Ahora bien, la ciudad comestible tiene también un pasado. Por ejemplo, muchos monterianos recuerdan los famosos mondongos de la calle treinta y seis con tercera, que eran el recostadero de todos los que después de unos tragos, largos o cortos, se sentaban a sus mesas y pedían el líquido, la pezuña, la toalla o el ñervo del mondongo y todo lo encendían con un chorro de picante guaguao que en un garrafón se combinaba con suero y agua de coco.
Esas mesas mondongueras, con ese estilo y esa aureola, desaparecieron. Hoy hay una caterva de ofertas, entre bares y medianoche, que no alcanzan la grandeza gastronómica de los cocineros del ayer. Esto sin mencionar las ventas de comidas que quedaban en la muralla y en Pueblo Pescao , donde el bocachico y el bagre, frito o en sancocho, era un banquete para el paladar y un orgullo para la bromatología sinuana.

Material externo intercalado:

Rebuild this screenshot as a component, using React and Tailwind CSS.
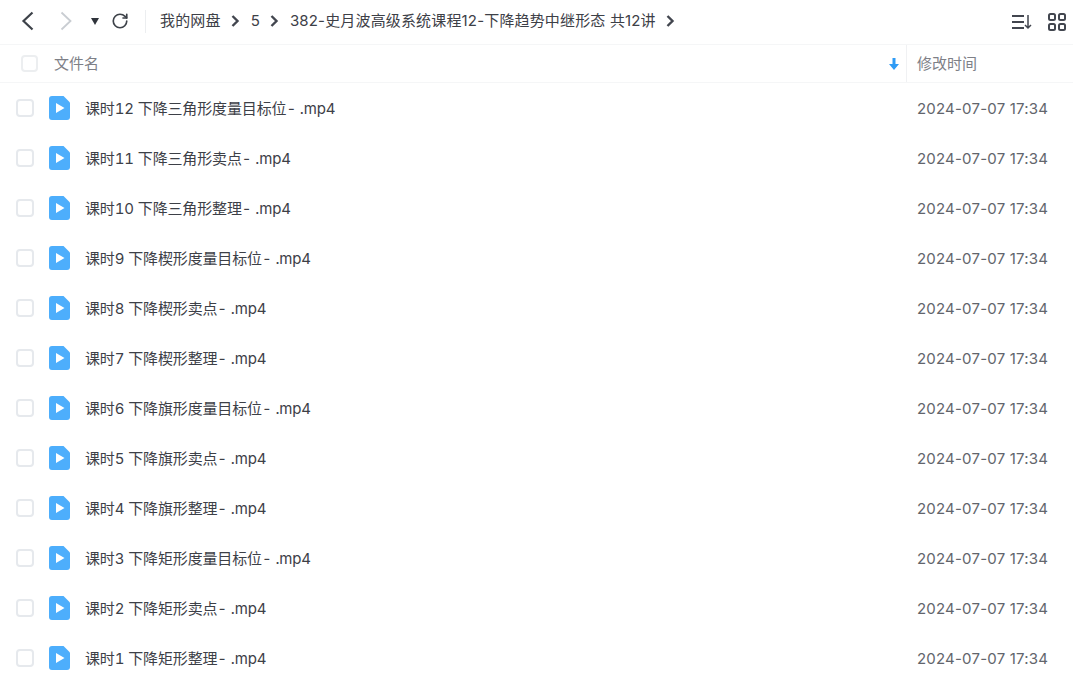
import { RotateCw } from 'lucide-react';

const files = [
  '课时12 下降三角形度量目标位- .mp4',
  '课时11 下降三角形卖点- .mp4',
  '课时10 下降三角形整理- .mp4',
  '课时9 下降楔形度量目标位- .mp4',
  '课时8 下降楔形卖点- .mp4',
  '课时7 下降楔形整理- .mp4',
  '课时6 下降旗形度量目标位- .mp4',
  '课时5 下降旗形卖点- .mp4',
  '课时4 下降旗形整理- .mp4',
  '课时3 下降矩形度量目标位- .mp4',
  '课时2 下降矩形卖点- .mp4',
  '课时1 下降矩形整理- .mp4',
];

const crumbs = ['我的网盘', '5', '382-史月波高级系统课程12-下降趋势中继形态 共12讲'];

function VideoIcon() {
  return (
    <svg width="21" height="24" viewBox="0 0 21 24" className="block shrink-0">
      <path d="M3 0h11.500l6.500 6.500V21a3 3 0 0 1-3 3H3a3 3 0 0 1-3-3V3a3 3 0 0 1 3-3z" fill="#4DAEFC" />
      <path d="M7 7l8.500 5L7 17z" fill="#fff" />
    </svg>
  );
}

function Crumb({ label }) {
  return (
    <>
      <span className="whitespace-nowrap tracking-[0.16px]">{label}</span>
      <svg width="9" height="12" viewBox="0 0 9 12" fill="none" stroke="#42464f" strokeWidth="2.4" className="mx-[10.500px] shrink-0">
        <path d="M1.500 1l5 5-5 5" />
      </svg>
    </>
  );
}

export default function App() {
  return (
    <div className="h-[694px] w-[1073px] overflow-hidden bg-white text-[15px] text-[#3d4047] font-['Inter','Noto_Sans_CJK_SC',sans-serif]">
      <div className="flex h-[45px] items-center border-b border-[#f5f6f7] pb-[2px] pl-[21px] pr-[7px]">
        <svg width="13" height="20" viewBox="0 0 13 20" fill="none" stroke="#3d4249" strokeWidth="2.2">
          <path d="M11.500 1.500L2.500 10l9 8.500" />
        </svg>
        <svg width="13" height="20" viewBox="0 0 13 20" fill="none" stroke="#c9cdd2" strokeWidth="1.800" className="ml-[26px]">
          <path d="M1.500 1.500L10.500 10l-9 8.500" />
        </svg>
        <svg width="8" height="7" viewBox="0 0 8 7" className="ml-[18px]">
          <path d="M0 0h8L4 7z" fill="#2f343b" />
        </svg>
        <RotateCw size={18} strokeWidth={2.2} className="text-[#3d4249] ml-[12px]" />
        <div className="ml-[16px] h-[23px] w-px bg-[#eceef0]" />
        <div className="ml-[14px] flex items-center">
          {crumbs.map((c) => <Crumb key={c} label={c} />)}
        </div>
        <div className="ml-auto flex items-center gap-[16px] pt-[2px]">
          <svg width="20" height="16" viewBox="0 0 20 16" fill="none" stroke="#42464f" strokeWidth="2">
            <path d="M0 2h12M0 8h12M0 14h12" />
            <path d="M16 1v13M13 11l3 3 3-3" strokeWidth="1.500" />
          </svg>
          <svg width="18" height="18" viewBox="0 0 18 18" fill="none" stroke="#42464f" strokeWidth="2">
            <rect x="1" y="1" width="6" height="6" rx="1.500" />
            <rect x="11" y="1" width="6" height="6" rx="1.500" />
            <rect x="1" y="11" width="6" height="6" rx="1.500" />
            <rect x="11" y="11" width="6" height="6" rx="1.500" />
          </svg>
        </div>
      </div>

      <div className="flex h-[38px] items-center border-b border-[#f5f6f7] text-[#7e8087]">
        <span className="ml-[21px] size-[17px] rounded-[4px] border-2 border-[#eceef0]" />
        <span className="ml-[16px] pt-[2px]">文件名</span>
        <svg width="10" height="12" viewBox="0 0 10 12" className="ml-auto mr-[5px] mt-[1px]">
          <path d="M3.500 0h3v6H10l-5 6-5-6h3.500z" fill="#2f9bf5" />
        </svg>
        <div className="ml-[2px] flex h-full w-[167px] items-center border-l border-[#f0f1f3] pl-[10px] pt-[2px]">修改时间</div>
      </div>

      <div>
        {files.map((name) => (
          <div key={name} className="flex h-[50px] items-center">
            <span className="ml-[16px] size-[18px] shrink-0 rounded-[4px] border-2 border-[#e6e9ed]" />
            <span className="ml-[15px]"><VideoIcon /></span>
            <span className="ml-[15px] pt-[2px] tabular-nums tracking-[-0.14px]">{name}</span>
            <span className="ml-auto w-[156px] pt-[2px] tracking-[0.2px] text-[#62656c]">2024-07-07 17:34</span>
          </div>
        ))}
      </div>
    </div>
  );
}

Allí cerca, en la avenida primera entre calles treinta y cinco y treinta y seis, está aún el viejo mercado público. Subsiste pintado de azul antiguo, cercado por tenderetes que venden ropa barata, vitualla al por mayor o al detal y electrodomésticos de contrabando. Pero dentro de él todavía subsisten las tradicionales mesas de comida. Allí se expenden a plenitud los platos de la comida criolla: un sancocho de gallina, o un guiso de hicotea, cuando es su tiempo, es una muestra cabal de las destrezas de nuestras mujeres en el arte de la sazón. En largas banquetas pintadas de tiempo, los clientes se sientan a las mesas cubiertas con manteles de hule, brillantes por el frote del trapo y el correr de los platos.

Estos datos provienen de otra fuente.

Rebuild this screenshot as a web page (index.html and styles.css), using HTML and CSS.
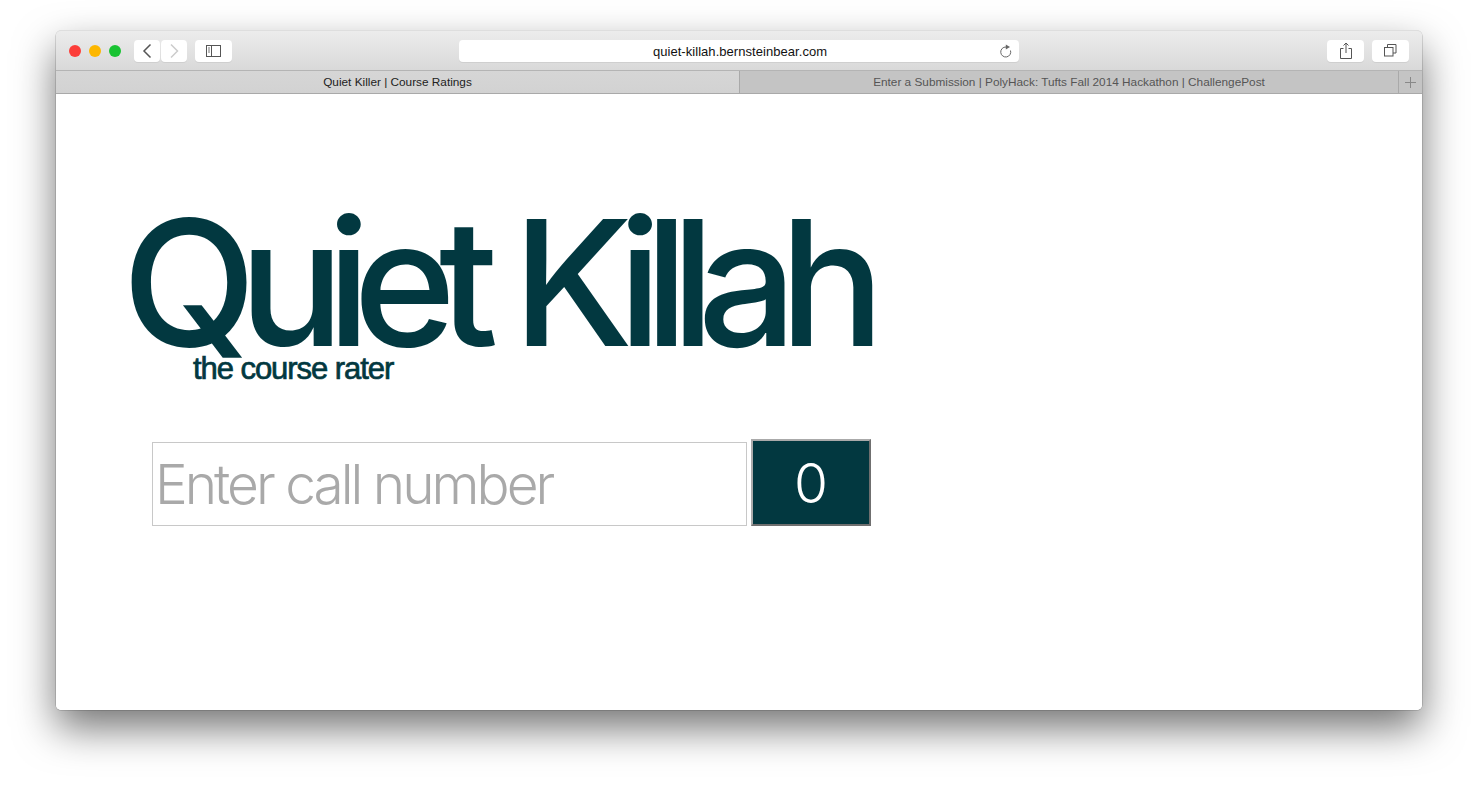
FILE: index.html
```html
<!DOCTYPE html>
<html lang="en">
<head>
    <meta charset="UTF-8">
    <title>Quiet Killer | Course Ratings</title>
    <link rel="stylesheet" href="styles.css">
</head>
<body>
    <div class="window">
        <!-- Toolbar -->
        <div class="toolbar">
            <div class="lights">
                <span class="light red"></span>
                <span class="light yellow"></span>
                <span class="light green"></span>
            </div>
            <div class="nav-group">
                <div class="tool nav-btn">
                    <svg width="12" height="16" viewBox="0 0 12 16"><path d="M9.500 1.500 3 8l6.500 6.500" fill="none" stroke="#555" stroke-width="1.500"/></svg>
                </div>
                <div class="tool nav-btn">
                    <svg width="12" height="16" viewBox="0 0 12 16"><path d="M3 1.500 9.500 8 3 14.500" fill="none" stroke="#ccc" stroke-width="1.500"/></svg>
                </div>
            </div>
            <div class="tool side-btn">
                <svg width="16" height="12" viewBox="0 0 16 12"><rect x=".5" y=".5" width="14" height="11" fill="none" stroke="#555"/><path d="M5.500 .5v11" stroke="#555" fill="none"/><path d="M2 3h2M2 5h2M2 7h2" stroke="#777" fill="none"/></svg>
            </div>
            <div class="address">
                <span>quiet-killah.bernsteinbear.com</span>
                <svg class="reload" width="14" height="14" viewBox="0 0 14 14"><path d="M11.500 6.500A5 5 0 1 1 7 3" fill="none" stroke="#666" stroke-width="1"/><path d="M6.800 .5v5l4.200-2.500z" fill="#666"/></svg>
            </div>
            <div class="tool right-btn share">
                <svg width="12" height="17" viewBox="0 0 12 17"><path d="M3.500 6.500H.5v10h11v-10h-3" fill="none" stroke="#555"/><path d="M6 11V1M3.500 3.500 6 1l2.500 2.500" fill="none" stroke="#555"/></svg>
            </div>
            <div class="tool right-btn">
                <svg width="13" height="13" viewBox="0 0 13 13"><rect x=".5" y="3.500" width="8.500" height="8.500" fill="none" stroke="#555"/><path d="M3.500 3.500v-3h8.500v8.500H9" fill="none" stroke="#555"/></svg>
            </div>
        </div>

        <!-- Tabs -->
        <div class="tabs">
            <div class="tab active">Quiet Killer | Course Ratings</div>
            <div class="tab">Enter a Submission | PolyHack: Tufts Fall 2014 Hackathon | ChallengePost</div>
            <div class="new-tab">
                <svg width="11" height="11" viewBox="0 0 11 11"><path d="M5.500 0v11M0 5.500h11" stroke="#888" fill="none"/></svg>
            </div>
        </div>

        <!-- Page -->
        <div class="page">
            <h1 class="title">Quiet Killah</h1>
            <p class="subtitle">the course rater</p>
            <form class="search">
                <input class="call-input" type="text" placeholder="Enter call number">
                <button class="count-btn" type="button">0</button>
            </form>
        </div>
    </div>
</body>
</html>
```

FILE: styles.css
```css
html, body {
    height: 100%;
}
body {
    margin: 0;
    padding: 31px 56px 80px;
    box-sizing: border-box;
    background-color: #fff;
    font-family: 'Liberation Sans', Arial, sans-serif;
    overflow: hidden;
}
.window {
    height: 679px;
    display: flex;
    flex-direction: column;
    background-color: #fff;
    border-radius: 5px;
    box-shadow: 0 0 0 .5px rgba(0, 0, 0, 0.25), 0 18px 40px rgba(0, 0, 0, 0.55);
}

/* Toolbar */
.toolbar {
    height: 39px;
    flex: none;
    display: flex;
    align-items: center;
    padding: 0 13px;
    background: linear-gradient(#ececec, #d9d9d9);
    border-top: 1px solid #dedede;
    border-bottom: 1px solid #b4b4b4;
    border-radius: 5px 5px 0 0;
    margin-top: -1px;
}
.lights {
    display: flex;
    gap: 8px;
    width: 65px;
}
.light {
    width: 12px;
    height: 12px;
    border-radius: 50%;
}
.red { background-color: #fc3d39; }
.yellow { background-color: #fdb700; }
.green { background-color: #19c332; }
.tool {
    height: 22px;
    display: flex;
    align-items: center;
    justify-content: center;
    background-color: #fff;
    border-radius: 4px;
    box-shadow: 0 1px 0 #cfcfcf;
}
.nav-group {
    display: flex;
    gap: 1px;
}
.nav-btn {
    width: 26px;
}
.side-btn {
    width: 37px;
    margin-left: 8px;
}
.address {
    position: relative;
    width: 560px;
    height: 22px;
    margin-left: 227px;
    display: flex;
    align-items: center;
    justify-content: center;
    background-color: #fff;
    border-radius: 4px;
    box-shadow: 0 1px 0 #cfcfcf;
    font-size: 13px;
    letter-spacing: .05px;
    color: #111;
}
.address span {
    margin: 1px 0 0 2px;
}
.reload {
    position: absolute;
    right: 6px;
    top: 4px;
}
.right-btn {
    width: 37px;
    margin-left: 8px;
}
.share {
    margin-left: auto;
}

/* Tabs */
.tabs {
    height: 22px;
    flex: none;
    display: flex;
    font-size: 11.800px;
    background-color: #c4c4c4;
    border-bottom: 1px solid #a9a9a9;
}
.tab {
    flex: 1;
    display: flex;
    align-items: center;
    justify-content: center;
    color: #555;
    border-right: 1px solid #a9a9a9;
}
.tab.active {
    flex: none;
    width: 683px;
    color: #222;
    background: linear-gradient(#d6d6d6, #d2d2d2);
}
.new-tab {
    width: 23px;
    flex: none;
    display: flex;
    align-items: center;
    justify-content: center;
}

/* Page */
.page {
    flex: 1;
    padding: 0 0 0 74px;
    background-color: #fff;
    border-radius: 0 0 5px 5px;
    color: #023840;
}
.title {
    margin: 88px 0 0 -8px;
    font-family: 'Inter', sans-serif;
    font-size: 175px;
    font-weight: 500;
    line-height: 200px;
    letter-spacing: -17.500px;
    word-spacing: 3px;
    white-space: nowrap;
}
.subtitle {
    margin: -31px 0 0 63px;
    font-size: 31px;
    line-height: 36px;
    letter-spacing: -1.060px;
    -webkit-text-stroke: .7px #023840;
}
.search {
    display: flex;
    align-items: flex-end;
    gap: 4px;
    margin: 52px 0 0 22px;
}
.call-input {
    width: 595px;
    height: 84px;
    padding: 0 2px;
    box-sizing: border-box;
    border: 1px solid #c8c8c8;
    font-family: 'Inter', sans-serif;
    font-weight: 300;
    font-size: 55px;
    letter-spacing: -3px;
    outline: none;
}
.call-input::placeholder {
    color: #a9a9a9;
    opacity: 1;
}
.count-btn {
    width: 120px;
    height: 87px;
    box-sizing: border-box;
    border: 2px solid;
    border-color: #aaa #6f6f6f #6f6f6f #aaa;
    background-color: #023840;
    color: #fff;
    font-family: 'Inter', sans-serif;
    font-weight: 300;
    font-size: 55px;
    padding: 0;
}
```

Como puede deducirse, así, a vuelo de pájaro, la comida rápida o desechable está, en Montería, fundamentalmente ubicada como un cordón en la periferia. Pues en el centro, aunque en forma precaria y casi olvidada, está la comida tradicional del Sinú, haciéndose y consumiéndose frente a la luz del día. En el centro de la deforme ciudad, en el lugar aproximado donde palpita el corazón.